Four score and seven years ago our fathers brought forth on this continent a new nation, conceived in liberty and dedicated to the proposition that all men are created equal. Now we are engaged in a great civil war, testing whether that nation or any nation so conceived and so dedicated can long endure. We are met on a great battlefield of that war. We have come to dedicate a portion of that field as a final resting place for those who here gave their lives that that nation might live. It is altogether fitting and proper that we should do this. But in a larger sense, we cannot dedicate, we cannot consecrate, we cannot hallow this ground. The brave men, living and dead, who struggled here have consecrated it far above our poor power to add or detract. The world will little note nor long remember what we say here, but it can never forget what they did here. It is for us the living, rather, to be dedicated here to the unfinished work which they who fought here have thus far so nobly advanced. It is rather for us to be here dedicated to the great task remaining before us... that from these honored dead we take increased devotion to that cause for which they gave the last full measure of devotion... that we here highly resolve that these dead shall not have died in vain, that this nation, under God, shall have a new birth of freedom, and that government of the people, by the people, for the people shall not perish from the earth.

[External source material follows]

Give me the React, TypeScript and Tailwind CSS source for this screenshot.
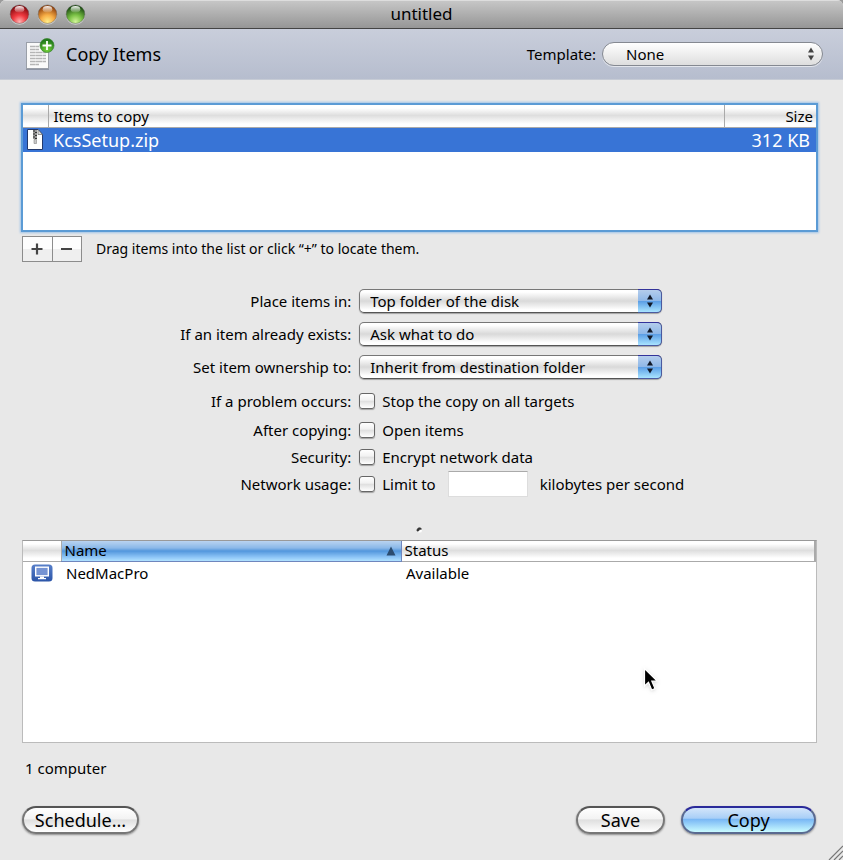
import { FunctionComponent, ReactNode, useState } from "react";

interface SelectProps {
  id: string;
  value: string;
}

const Arrows: FunctionComponent<{ color: string }> = ({ color }) => (
  <svg width="8" height="14" viewBox="0 0 8 14" fill={color}>
    <path d="M4 0.5 7 5.5H1z" />
    <path d="M4 13.5 1 8.5h6z" />
  </svg>
);

const AquaSelect: FunctionComponent<SelectProps> = ({ id, value }) => (
  <div className="relative h-6 w-[303px]">
    <select
      id={id}
      defaultValue={value}
      className="block h-6 w-full appearance-none rounded-[5px] border border-[#777] border-b-[#555] bg-linear-to-b from-white from-10% via-[#d9d9d9] via-50% to-white to-90% pr-7 pl-[10px] leading-5 shadow-[0_1px_1px_rgba(0,0,0,0.3)]"
    >
      <option>{value}</option>
    </select>
    <span className="pointer-events-none absolute inset-y-0 right-0 flex w-6 items-center justify-center rounded-r-[5px] border border-l-0 border-[#4a5aa0] border-t-[#33339a] bg-[linear-gradient(#b4cdec,#8fb8e8_48%,#5c9fe6_52%,#a9e4ff)]">
      <Arrows color="#111827" />
    </span>
  </div>
);

const FormRow: FunctionComponent<{ children: ReactNode }> = ({ children }) => (
  <div className="flex items-center gap-2">{children}</div>
);

interface CheckRowProps {
  title: string;
  label: string;
  id: string;
  children?: ReactNode;
}

const CheckRow: FunctionComponent<CheckRowProps> = ({ title, label, id, children }) => (
  <FormRow>
    <span className="w-5/12 text-right">{title}</span>
    <div className="flex h-[27px] items-center">
      <input
        id={id}
        type="checkbox"
        className="h-4 w-4 appearance-none rounded-[3px] border border-[#666] bg-[linear-gradient(#fff,#f1f1f1_45%,#dedede_50%,#fff)] shadow-[0_1px_1px_rgba(0,0,0,0.3)] checked:bg-blue-400"
      />
      <label htmlFor={id} className="pl-[7px]">
        {label}
      </label>
      {children}
    </div>
  </FormRow>
);

const TrafficLights = () => (
  <svg width="78" height="24" viewBox="0 0 78 24">
    <defs>
      <radialGradient id="red" cx="0.5" cy="0.9" r="0.8">
        <stop offset="0" stopColor="#ffb4b4" />
        <stop offset="0.45" stopColor="#f03a40" />
        <stop offset="1" stopColor="#8a0b10" />
      </radialGradient>
      <radialGradient id="amber" cx="0.5" cy="0.9" r="0.8">
        <stop offset="0" stopColor="#ffed88" />
        <stop offset="0.45" stopColor="#f7ad45" />
        <stop offset="1" stopColor="#94430c" />
      </radialGradient>
      <radialGradient id="green" cx="0.5" cy="0.9" r="0.8">
        <stop offset="0" stopColor="#d2f59a" />
        <stop offset="0.45" stopColor="#7bc246" />
        <stop offset="1" stopColor="#1d4f12" />
      </radialGradient>
      <linearGradient id="shine" x1="0" y1="0" x2="0" y2="1">
        <stop offset="0" stopColor="#fff" stopOpacity="0.95" />
        <stop offset="1" stopColor="#fff" stopOpacity="0.1" />
      </linearGradient>
    </defs>
    {["red", "amber", "green"].map((name, i) => (
      <g key={name} transform={`translate(${i * 28} 0)`}>
        <circle cx="10.5" cy="13.2" r="9.5" fill="#fff" opacity="0.5" />
        <circle cx="10.5" cy="12.2" r="9.3" fill={`url(#${name})`} stroke="#555" strokeOpacity="0.5" strokeWidth="0.8" />
        <ellipse cx="10.5" cy="7.2" rx="4.8" ry="3.2" fill="url(#shine)" />
      </g>
    ))}
  </svg>
);

const CopyItemsIcon = () => (
  <svg width="30" height="34" viewBox="0 0 30 34">
    <defs>
      <radialGradient id="badge" cx="0.5" cy="0.8" r="0.7">
        <stop offset="0" stopColor="#78d53c" />
        <stop offset="1" stopColor="#20791b" />
      </radialGradient>
    </defs>
    <path d="M1 32.5h23" stroke="#6f7685" strokeOpacity="0.6" />
    <rect x="1.5" y="5.5" width="22" height="26" fill="#fafafa" stroke="#9a9fa8" />
    <path
      d="M5 9.5h9M5 12.5h9M5 15.5h16M5 18.5h16M5 21.5h16M5 24.5h16M5 27.5h9"
      stroke="#b5b5b5"
      strokeWidth="1.3"
      strokeDasharray="5 0.3 7 0.4"
    />
    <circle cx="22" cy="8.5" r="7" fill="url(#badge)" stroke="#3c8531" strokeWidth="0.7" />
    <path d="M22 4v9M17.5 8.5h9" stroke="#fff" strokeWidth="1.8" />
  </svg>
);

const ZipIcon = () => (
  <svg width="16" height="21" viewBox="0 0 16 21" className="block">
    <path d="M0.5 0.5H11L15.5 5.5V20.5H0.5z" fill="#fff" stroke="#22396d" />
    <path d="M11 0.5V5.5H15.5z" fill="#ddd" stroke="#555" strokeWidth="0.6" />
    <path d="M6 1h4v9H6z" fill="#999" />
    <path d="M6 2h2M8 3.5h2M6 5h2M8 6.5h2M6 8h2M8 9.5h2" stroke="#333" strokeWidth="1.2" />
    <path d="M7 10.5h2.5v4H7z" fill="#c8c8c8" stroke="#888" strokeWidth="0.6" />
  </svg>
);

const ComputerIcon = () => (
  <svg width="22" height="18" viewBox="0 0 22 18" className="block">
    <defs>
      <linearGradient id="computer" x1="0" y1="0" x2="0" y2="1">
        <stop offset="0" stopColor="#587fc9" />
        <stop offset="1" stopColor="#2c55a8" />
      </linearGradient>
    </defs>
    <rect x="0.5" y="0.5" width="21" height="17" rx="3.5" fill="url(#computer)" />
    <rect x="4.7" y="3.2" width="12.6" height="8.6" fill="#7593d3" stroke="#fff" strokeWidth="1.4" />
    <path d="M9 12.5h4v1.5h2v1.2H7V14h2z" fill="#fff" />
  </svg>
);

const App = () => {
  const [limit, setLimit] = useState("");

  return (
    <div className="relative bg-[#9b9b9b] font-['Noto_Sans','Lucida_Grande',sans-serif] text-[15px] leading-5 text-black">
      <div className="overflow-hidden rounded-t-md bg-[#e8e8e8]">
        <header className="relative flex h-[29px] items-center border-b border-[#444] bg-linear-to-b from-[#c8c8c8] to-[#969696] pl-[9px] shadow-[inset_0_1px_0_#ddd]">
          <TrafficLights />
          <h1 className="absolute inset-x-0 text-center text-[17px]">untitled</h1>
        </header>

        <div className="flex h-[51px] items-center justify-between border-b border-[#c6cbd5] bg-linear-to-b from-[#c9cedb] to-[#b6bdce] pr-5 pl-[25px]">
          <div className="flex items-center gap-[11px]">
            <CopyItemsIcon />
            <h2 className="text-lg">Copy Items</h2>
          </div>
          <div className="flex items-center gap-[6px]">
            <label htmlFor="template">Template:</label>
            <div className="relative w-[221px]">
              <select
                id="template"
                className="block h-6 w-full appearance-none rounded-full border border-[#858991] bg-linear-to-b from-white to-[#dedede] pr-6 pl-[23px] leading-5 shadow-[0_1px_0_rgba(255,255,255,0.6)]"
              >
                <option>None</option>
              </select>
              <span className="pointer-events-none absolute inset-y-0 right-2 flex items-center">
                <Arrows color="#444" />
              </span>
            </div>
          </div>
        </div>

        <main className="pt-[25px]">
          <section className="mr-[27px] ml-[23px]">
            <div className="h-[125px] bg-white shadow-[0_0_0_2px_#5b9bd5,0_0_2px_3px_#9fc4e8]">
              <table className="w-full table-fixed border-collapse">
                <colgroup>
                  <col className="w-[25px]" />
                  <col />
                  <col className="w-[92px]" />
                </colgroup>
                <thead>
                  <tr className="h-[22px] border-b border-[#aaa] bg-linear-to-b from-white from-15% via-[#dedede] via-50% to-white to-90%">
                    <th className="border-r border-[#aaa]" />
                    <th className="border-r border-[#aaa] p-0 pl-[5px] text-left font-normal">Items to copy</th>
                    <th className="p-0 pr-[3px] text-right font-normal">Size</th>
                  </tr>
                </thead>
                <tbody>
                  <tr className="h-[25px] bg-[#3874d6] text-lg leading-6 text-white">
                    <td className="p-0 pl-1">
                      <ZipIcon />
                    </td>
                    <td className="p-0 pl-[5px]">KcsSetup.zip</td>
                    <td className="p-0 pr-[6px] text-right">312 KB</td>
                  </tr>
                </tbody>
              </table>
            </div>
            <div className="-ml-px flex items-center gap-[14px] pt-[6px]">
              <div className="flex h-[26px] w-[60px] border border-[#8c8c8c] bg-[linear-gradient(#fdfdfd_50%,#efefef_50%)]">
                <button aria-label="Add" className="flex flex-1 items-center justify-center border-r border-[#8c8c8c]">
                  <svg width="12" height="12" viewBox="0 0 12 12" stroke="#444" strokeWidth="2.2">
                    <path d="M6 0.5v11M0.5 6h11" />
                  </svg>
                </button>
                <button aria-label="Remove" className="flex flex-1 items-center justify-center">
                  <svg width="12" height="12" viewBox="0 0 12 12" stroke="#444" strokeWidth="2.2">
                    <path d="M0 6h11" />
                  </svg>
                </button>
              </div>
              <p className="text-sm">Drag items into the list or click “+” to locate them.</p>
            </div>
          </section>

          <form className="pt-[27px]">
            <div className="flex flex-col gap-[9px]">
              <FormRow>
                <label htmlFor="place" className="w-5/12 text-right">
                  Place items in:
                </label>
                <AquaSelect id="place" value="Top folder of the disk" />
              </FormRow>
              <FormRow>
                <label htmlFor="exists" className="w-5/12 text-right">
                  If an item already exists:
                </label>
                <AquaSelect id="exists" value="Ask what to do" />
              </FormRow>
              <FormRow>
                <label htmlFor="ownership" className="w-5/12 text-right">
                  Set item ownership to:
                </label>
                <AquaSelect id="ownership" value="Inherit from destination folder" />
              </FormRow>
            </div>
            <div className="pt-2 pb-[2px]">
              <CheckRow id="stop" title="If a problem occurs:" label="Stop the copy on all targets" />
            </div>
            <CheckRow id="open" title="After copying:" label="Open items" />
            <CheckRow id="encrypt" title="Security:" label="Encrypt network data" />
            <CheckRow id="limit" title="Network usage:" label="Limit to">
              <input
                aria-label="Limit"
                value={limit}
                onChange={(e) => setLimit(e.target.value)}
                className="mx-3 h-[26px] w-20 border border-[#ddd] border-t-[#aaa] bg-white px-1"
              />
              <span>kilobytes per second</span>
            </CheckRow>
          </form>

          {/* splitter handle */}
          <div className="mr-1 flex h-[43px] items-end justify-center pb-[7px]">
            <svg width="7" height="6" viewBox="0 0 7 6">
              <circle cx="3.8" cy="3.4" r="2.2" fill="#fff" />
              <path d="M1 4A2.5 2.5 0 0 1 5.5 2L3.5 2.5 2.5 4z" fill="#333" stroke="#333" strokeWidth="0.8" />
            </svg>
          </div>

          <section className="mr-[26px] ml-[22px]">
            <div className="h-[203px] border border-[#bbb] border-t-[#999] bg-white">
              <table className="w-full table-fixed border-collapse">
                <colgroup>
                  <col className="w-[38px]" />
                  <col className="w-[340px]" />
                  <col />
                </colgroup>
                <thead>
                  <tr className="h-5 border-b border-[#aaa] bg-linear-to-b from-white from-15% via-[#dedede] via-50% to-white to-90%">
                    <th />
                    <th className="border-x border-b border-[#6f86bd] border-l-[#aaa] bg-[linear-gradient(#b9d3f0,#8ab8e8_35%,#5296dc_50%,#8cc4f6_80%,#b0e2ff)] p-0 pr-[5px] pl-[3px] font-normal">
                      <div className="flex items-center justify-between leading-[19px]">
                        Name
                        <svg width="10" height="10" viewBox="0 0 10 10">
                          <path d="M5 0.5 9.5 9.5h-9z" fill="#2b4c70" />
                        </svg>
                      </div>
                    </th>
                    <th className="border-r-2 border-[#aaa] p-0 pl-[3px] text-left leading-[19px] font-normal">Status</th>
                  </tr>
                </thead>
                <tbody>
                  <tr className="h-6">
                    <td className="p-0 pl-2">
                      <ComputerIcon />
                    </td>
                    <td className="p-0 pl-[5px]">NedMacPro</td>
                    <td className="p-0 pl-[5px]">Available</td>
                  </tr>
                </tbody>
              </table>
            </div>
            <p className="pt-[15px] pl-[3px]">1 computer</p>
          </section>

          <footer className="relative flex justify-between pt-7 pr-[27px] pb-[26px] pl-[22px] text-lg leading-6">
            <button className="h-7 w-[117px] rounded-full border-2 border-[#777] border-t-[#555] bg-[linear-gradient(#fff,#f3f3f3_45%,#dfdfdf_50%,#fff)] shadow-[0_1px_2px_rgba(0,0,0,0.4)]">
              Schedule...
            </button>
            <div className="flex gap-4">
              <button className="h-7 w-[89px] rounded-full border-2 border-[#777] border-t-[#555] bg-[linear-gradient(#fff,#f3f3f3_45%,#dfdfdf_50%,#fff)] shadow-[0_1px_2px_rgba(0,0,0,0.4)]">
                Save
              </button>
              <button className="h-7 w-[135px] rounded-full border-2 border-[#5a6a90] border-t-[#2a2a9a] bg-[linear-gradient(#d3e5fa,#a9cff7_42%,#7ab8f5_48%,#c9fbff)] shadow-[0_1px_2px_rgba(0,0,0,0.4)]">
                Copy
              </button>
            </div>
            <svg className="absolute right-0 bottom-0" width="15" height="15" viewBox="0 0 15 15" stroke="#777" strokeWidth="1.2">
              <path d="M1 15 15 1M6 15l9-9M11 15l4-4" />
            </svg>
          </footer>
        </main>
      </div>

      {/* mouse pointer */}
      <svg className="pointer-events-none absolute top-[667px] left-[643px] drop-shadow" width="16" height="25" viewBox="0 0 16 25">
        <path d="M1.5 1.5V19l4-3.8L8.7 23l3.3-1.4L8.8 14h5.4z" fill="#000" stroke="#fff" strokeWidth="1.2" />
      </svg>
    </div>
  );
};

export default App;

Lincoln delivered his two-minute Gettysburg Address on November 19, 1863, at the dedication of the cemetery at Gettysburg, the site of the battle that arguably turned that tide of the Civil War in favor of the Union. So short was his message that many in the crowd did not even realize he was speaking until he was done. But so powerful were the words that shown in a new light on the Declaration of Independence, a document espousing equality for all people. Just 10 months before, on January 1, 1863, Lincoln's Emancipation Proclamation had declared freedom for the slaves. And whereas the Declaration of Independence put forth freedom for all as an idea, the Gettysburg Address was a bold step toward making a "new birth of freedom" for all, including the slaves, a reality.

The last written draft of the Gettysburg Address contained 265 words. However, as Lincoln stood to deliver the address, he added two words on the spur of the moment: under God. Lincoln's eloquent address is considered one of the finest speeches ever delivered by an American, and the addition of just two words reminds us of a truth that we must not subtract from America's equation: Our future will be assured and secured only as we remain under God, in His grace and guidance.

I would recommend the book UNDER GOD...by Toby Mac and Michael Tait. It's about our freedom.

I think we should all read the Gettysburg address once in awhile or better yet memorize it.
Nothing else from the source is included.